Archive for the ‘Real Estate Contract’ Category

Buying Land With Mineral Rights

Thursday, June 5th, 2008

Many people don’t really give a thought if there is anything valuable underneath the surface of a property. Most of us would only look at the exterior part of the property and the land, but not really what’s beneath it. Well, you just might have to, especially when you’re buying a property in a place where minerals and resources are abundant. In this case you have to buy the land with the mineral rights.

Check first whether the property you’re buying really does have mineral deposits underneath. You can ask for help from a local geology surveyor for this. You can ask around real estate agents, developers, or lawyers for any recommended surveyor.

Local and state laws regarding mineral rights are usually the same in many states. But it won’t hurt to check just to make sure. The state you’re in may have different definitions and elements for mineral rights purchase and extraction. Ask help from the local land commission or a real estate lawyer you know in the area.

When creating the contract for the purchase of the land and the mineral rights, it is important to write down the minerals included in the purchase. Include the sub-surface extractions and clear up any issues regarding the price of the mineral rights.

Now the seller might want to keep some of the minerals of the property. In order to obtain all the mineral rights, you’ll have to negotiate the price of the mineral upward. You should define the minerals and rights included in the transaction clearly to avoid future disputes.

One important thing to remember when doing a deal with a property with mineral rights is to always seek counsel from a real estate lawyer. Have your contract looked over and checked before finally agreeing to the deal. Buying land with mineral rights, after all, have great advantages for you as the buyer and you’ll need to make sure that the mineral rights are yours.

 

Real Estate Contracts

Thursday, February 7th, 2008

 

In real estate, contracts are a must. But what can sometimes be surprising is that despite the fact that it is a common requirement for deals and investments, only a little of it is understood. Nevertheless, it doesn’t matter if you’re beginner or an expert in real estate investing. You have to be equipped with contracts when working on your deals.

As real estate contracts are based on common law principles, it is naturally important that real estate investors understand the general flow of contract law: offer, counteroffer, and then acceptance. Although there are some differences in the contract law of each state, generally all contracts come down to a center point: mutual agreement between the parties.

Basically, the contract is initially drafted and serves as the “offer.” If the seller wants to add to the contract (another condition or a clause), then the seller is making his counteroffer. If the seller agrees to the terms of the contract, then there is “acceptance.” The result would be a mutual agreement between the two parties, making the contract binding.

Unilateral and Bilateral Contracts

A real estate contract can either be unilateral or bilateral depending on the kind of deal you’re making. If you are involved with a sales deal, for example, the contract would have to be bilateral. This means that it’s a two-way agreement wherein the seller agrees to sell and the buyer agrees to buy.

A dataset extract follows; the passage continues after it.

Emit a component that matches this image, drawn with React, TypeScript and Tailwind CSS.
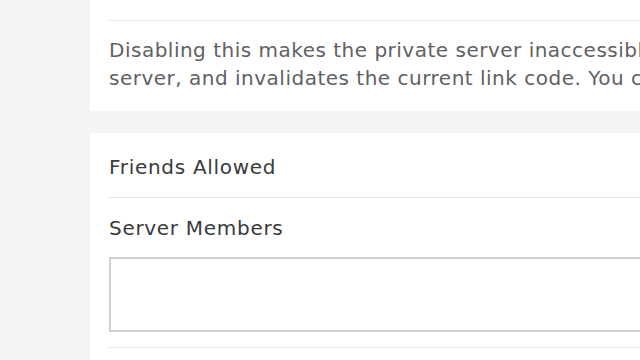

The bilateral contract is most often used in real estate, since almost all the deals require the assent of both parties.

If you’re involved with options, however, a unilateral agreement is appropriate since in this kind of deal the seller is obligated to sell but the buyer is not obligated to buy.

Basic Requirements Of a Contract

Each state has its own standards and criteria for the real estate contracts. But all contracts more or less have most legal requirements in common.

Written and In Print: Verbal agreement is not enough when it comes to real estate deals. Real estate contracts have to be in writing for it to be enforceable.

Identification of Both Parties: The contract must clearly state the identification of both parties. It may not be really legally required, but full names and middle initials helps to avoid possible mistaken identities or misunderstandings.

The Property: The property to be sold and bought should of course be written down, along with a legal description and location.

Purchase Price: The purchase price of the property must also be written in the contract. If the purchase price has not yet been determined, you can state a reasonably ascertainable figure in the contract.

Mutual Assent: Mutual agreement is the most important criteria in a contract to be binding. This is especially important as almost all real estate contracts are bilateral and can only be enforced with both the parties’ agreement.

Signatures: For the contract to be enforceable, it has to be signed by both parties. The law requires both parties signing to be of legal sound and mind, of course. A facsimile signature is acceptable as long as it is stated in the contract that facsimile signatures are valid.

Consideration: Consideration is what induces a promise. It is something of value or interest bargained for in exchange of the property. It binds a contract and makes the contract enforceable. The amount won’t really matter, as long as there is a consideration. Money is the most common form of consideration, but another property, a promise to perform, or something else in value is acceptable.